Dewal Manal is one of the 51 union councils of Abbottabad District in the Khyber-Pakhtunkhwa province of Pakistan.

Location
Dewal Manal is located in the central part of Abbottabad District and borders Nara and Seer Gharbi (to the South), Nathia Gali and Nagri Bala to the east, and Garhi Phulgran to the west and north. The area is scenic, with mountains, pine trees, and lakes, such as Jandar Lake.

Subdivisions
The Union Council is subdivided into the following areas: Chehr, , Makol Payeen, Nagri Payeen, Haari Khetar, Khann Thoha Tarairi Nalotha, and Sajikot.

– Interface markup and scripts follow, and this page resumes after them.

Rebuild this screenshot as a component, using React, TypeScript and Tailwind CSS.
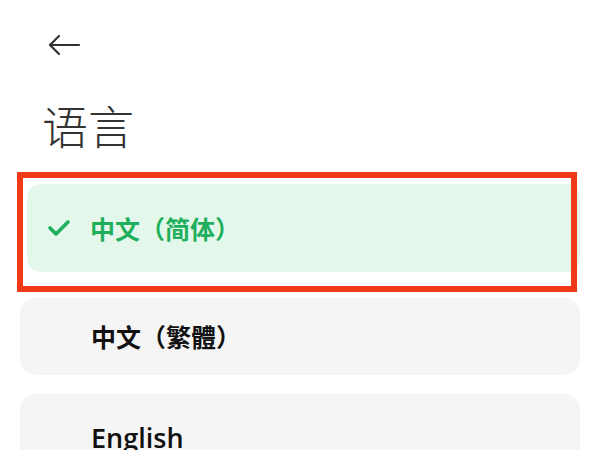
import React from "react";

export default function App() {
  const font = { fontFamily: '"Noto Sans CJK SC", "Noto Sans", sans-serif' };
  return (
    <div className="relative w-[600px] h-[450px] overflow-hidden bg-white" style={font}>
      <div className="pl-[48px] pt-[34px] h-[56px]">
        <svg width="33" height="22" viewBox="0 0 33 22" fill="none" stroke="#333" strokeWidth="2.2" strokeLinecap="round" strokeLinejoin="round">
          <path d="M2 11 H31" />
          <path d="M11 2 L2 11 L11 20" />
        </svg>
      </div>
      <div className="pl-[42px] pt-[45px] h-[146px] text-[46px] leading-none font-light text-[#333]">语言</div>
      <div className="flex flex-col">
        <div className="ml-[27px] w-[553px] h-[88px] mt-[-18px] rounded-[14px] bg-[#e3f8ea] flex items-center">
          <svg className="ml-[20px]" width="24" height="20" viewBox="0 0 24 20" fill="none" stroke="#1faf5c" strokeWidth="3.6" strokeLinecap="round" strokeLinejoin="round">
            <path d="M3 10 L9 16 L21 4" />
          </svg>
          <span className="ml-[19px] text-[25px] font-bold text-[#1faf5c] leading-none">中文（简体）</span>
        </div>
        <div className="ml-[20px] w-[560px] h-[77px] mt-[26px] rounded-[16px] bg-[#f5f5f6] flex items-center pl-[71px]">
          <span className="text-[25px] font-bold text-[#111] leading-none">中文（繁體）</span>
        </div>
        <div className="ml-[20px] w-[560px] h-[86px] mt-[19px] rounded-[16px] bg-[#f5f5f6] flex items-center pl-[71px]">
          <span className="text-[27px] font-semibold text-[#111] leading-none" style={{ fontFamily: '"Open Sans", "Noto Sans", sans-serif' }}>English</span>
        </div>
      </div>
      <div className="absolute left-[17px] top-[172px] w-[560px] h-[120px] border-[6px] border-[#f03a17]" />
    </div>
  );
}
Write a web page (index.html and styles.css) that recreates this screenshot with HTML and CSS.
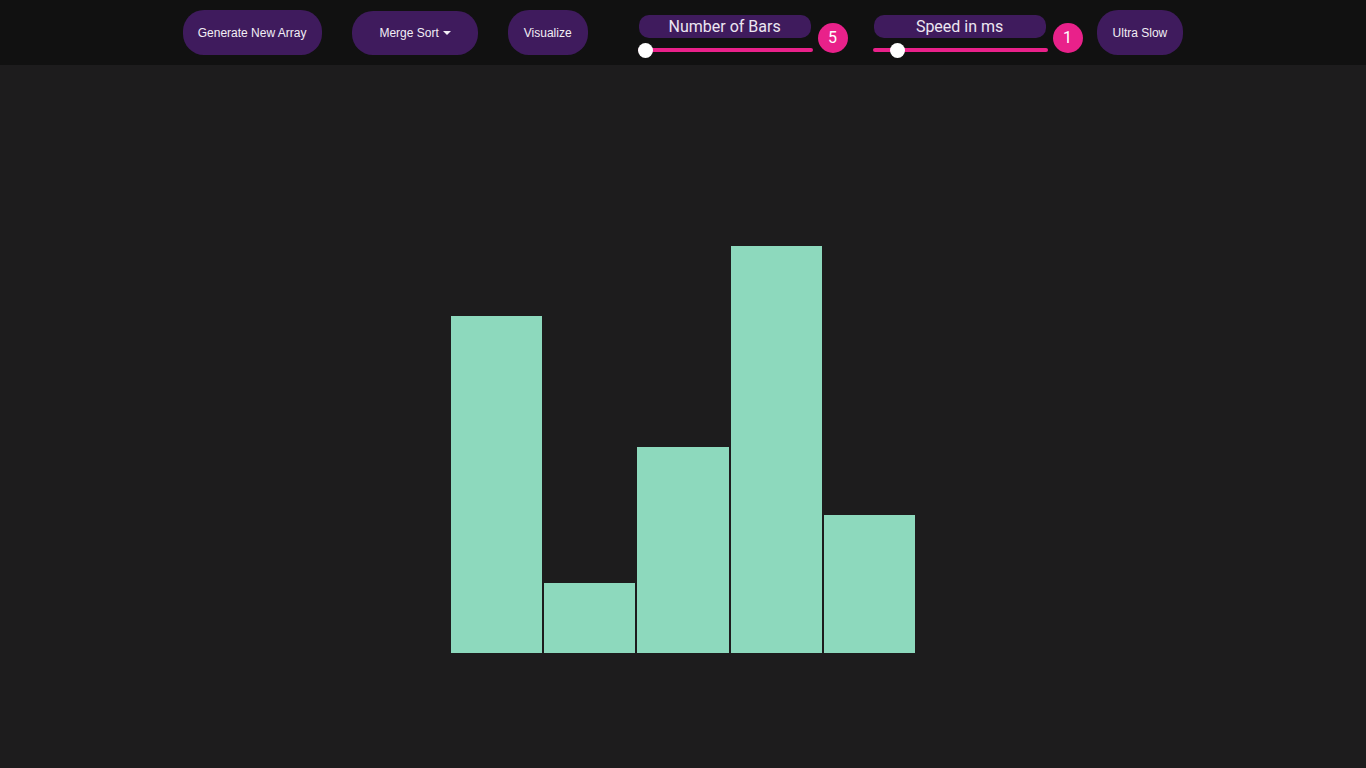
FILE: index.html
```html
<!DOCTYPE html>
<html lang="en">
<head>
<meta charset="utf-8">
<title>Sorting Visualizer</title>
<link rel="stylesheet" href="styles.css">
</head>
<body>
<header class="toolbar">
  <button class="btn btn-generate">Generate New Array</button>
  <button class="btn btn-algo">Merge Sort <span class="caret"></span></button>
  <button class="btn btn-visualize">Visualize</button>
  <div class="control control-bars">
    <div class="slider-col">
      <div class="pill">Number of Bars</div>
      <input class="range" type="range" min="0" max="100" value="0">
    </div>
    <div class="badge">5</div>
  </div>
  <div class="control control-speed">
    <div class="slider-col">
      <div class="pill">Speed in ms</div>
      <input class="range" type="range" min="0" max="1000" value="106">
    </div>
    <div class="badge">1</div>
  </div>
  <button class="btn btn-speed">Ultra Slow</button>
</header>
<main class="chart">
  <div class="bar" style="height:336.5px"></div>
  <div class="bar" style="height:69.5px"></div>
  <div class="bar" style="height:205.5px"></div>
  <div class="bar" style="height:406.5px"></div>
  <div class="bar" style="height:137.5px"></div>
</main>
</body>
</html>
```
FILE: styles.css
```css
* { box-sizing: border-box; }
html, body { margin: 0; padding: 0; }
body {
  background: #1d1c1d;
  font-family: "Liberation Sans", Arial, sans-serif;
  height: 768px;
  overflow: hidden;
}
.toolbar {
  height: 65px;
  background: #111111;
  display: flex;
  align-items: flex-start;
  justify-content: center;
}
.btn {
  height: 45px;
  margin-top: 10px;
  border: none;
  border-radius: 21px;
  background: #3f1b5d;
  color: #f2eef5;
  font-family: "Liberation Sans", Arial, sans-serif;
  font-size: 12px;
  padding: 0 16px;
  cursor: pointer;
}
.btn-generate { padding: 0 16px 0 15px; }
.btn-algo {
  margin-left: 30px;
  padding: 0 27px;
  height: 44px;
  margin-top: 11px;
  display: flex;
  align-items: center;
}
.caret {
  display: inline-block;
  margin-left: 4px;
  width: 0;
  height: 0;
  border-left: 4px solid transparent;
  border-right: 4px solid transparent;
  border-top: 4px solid #f2eef5;
}
.btn-visualize { margin-left: 30px; }
.control {
  display: flex;
  align-items: flex-start;
}
.control-bars { margin-left: 50px; }
.control-speed { margin-left: 25px; }
.btn-speed { margin-left: 14px; }
.slider-col {
  width: 175px;
  display: flex;
  flex-direction: column;
  align-items: flex-start;
  padding-top: 15px;
}
.pill {
  width: 172px;
  height: 23px;
  margin-left: 1px;
  border-radius: 10px;
  background: #3f1b5d;
  color: #ece6f1;
  font-family: Roboto, "Liberation Sans", sans-serif;
  font-size: 16px;
  line-height: 23px;
  text-align: center;
}
.range {
  -webkit-appearance: none;
  appearance: none;
  width: 175px;
  height: 4px;
  margin: 10px 0 0 0;
  border-radius: 2px;
  background: #e9218a;
  outline: none;
}
.range::-webkit-slider-thumb {
  -webkit-appearance: none;
  appearance: none;
  width: 15px;
  height: 15px;
  border-radius: 50%;
  background: #ffffff;
  border: none;
}
.badge {
  width: 30px;
  height: 30px;
  margin-top: 23px;
  margin-left: 5px;
  border-radius: 50%;
  background: #e9218a;
  color: #ffffff;
  font-family: Roboto, "Liberation Sans", sans-serif;
  font-size: 16px;
  line-height: 30px;
  text-align: center;
}
.chart {
  height: 703px;
  padding-bottom: 115.5px;
  display: flex;
  justify-content: center;
  align-items: flex-end;
}
.bar {
  width: 91.2px;
  margin: 0 1px;
  background: #8dd9bd;
}
```
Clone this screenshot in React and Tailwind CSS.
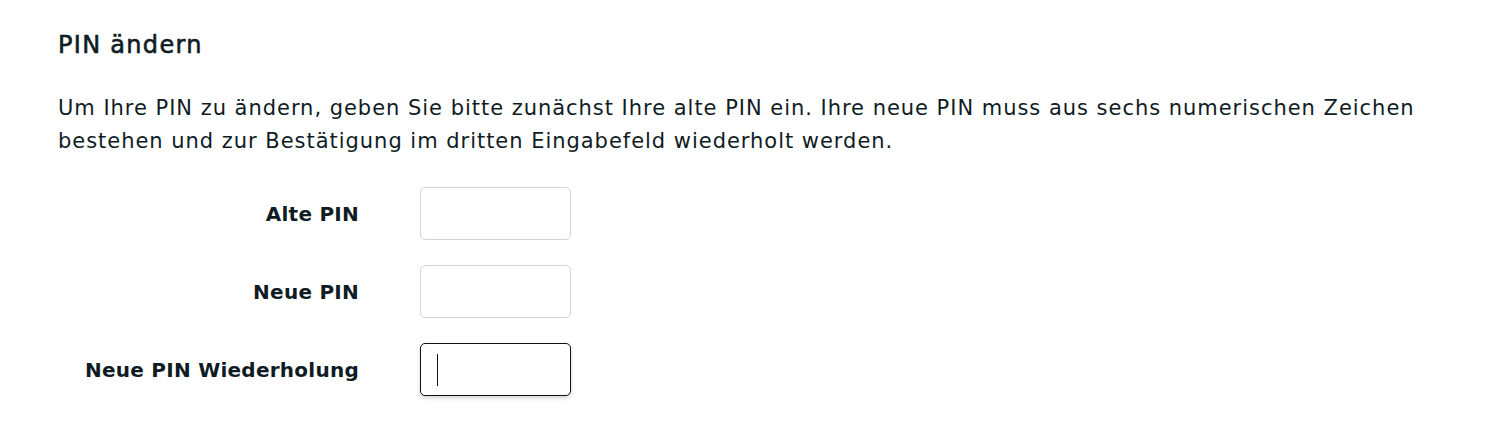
function PinRow({ label, focused }) {
  return (
    <div className="flex items-center">
      <label className="w-[301px] text-right text-[20px] font-bold tracking-[0.25px]">{label}</label>
      <div
        className={
          focused
            ? "ml-[61px] w-[151px] h-[53px] rounded-[5px] border border-[#111111] bg-white flex items-center shadow-[0_2px_4px_rgba(0,0,0,0.18)]"
            : "ml-[61px] w-[151px] h-[53px] rounded-[5px] border border-[#d3d3d3] bg-white"
        }
      >
        {focused && <div className="ml-[16px] w-px h-[32px] bg-[#111111]" />}
      </div>
    </div>
  );
}

export default function App() {
  return (
    <div className="w-[1489px] h-[440px] bg-white text-[#0f1c24] pl-[58px] pr-[40px] pt-[30px] font-['DejaVu_Sans',sans-serif]">
      <h2 className="text-[24px] leading-[30px] font-normal tracking-[1.3px] [-webkit-text-stroke:0.6px_#0f1c24]">PIN ändern</h2>
      <p className="mt-[32px] text-[21px] leading-[33px] tracking-[0.97px]">
        Um Ihre PIN zu ändern, geben Sie bitte zunächst Ihre alte PIN ein. Ihre neue PIN muss aus sechs numerischen Zeichen bestehen und zur Bestätigung im dritten Eingabefeld wiederholt werden.
      </p>
      <div className="mt-[29px] flex flex-col gap-[25px]">
        <PinRow label="Alte PIN" />
        <PinRow label="Neue PIN" />
        <PinRow label="Neue PIN Wiederholung" focused />
      </div>
    </div>
  );
}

The villages of union council are Cher, Saji Kot, Dewal, Makol Payeen, Nagri Payeen and Nalotha.

Central Valley:
The central village of Dewal-Manal union council is Dewal. The population here is almost 99% Karlal (Bakaryal clan). 
Surrounded villages are:

 Sajikott
 Cher
 Kalanda
 Nara
 Ghora
 Narwara
 Pathian
 Nagri Payeen
 Nagri Tarli
 Makool Payeen
 Poona
 Hairla Maira.

History
 
The village of Dewal Manal is situated in the Dhun <دهن> valley. The word dewal came from an Urdu word Dewalia <ديواليه>, meaning 'bankrupt', which was attached to this locale due to many wars and other disasters. The villages here have been destroyed many times. During British rule the area was initially a major command post for the local Karlals, but the British made a fort at Nara.
 
This village produced notable politician like Haider Zaman Khan known as Baba (late), QUAID E TEHREEK E SOOBA HAZRA HAZARA PROVINCE MOVEMENT.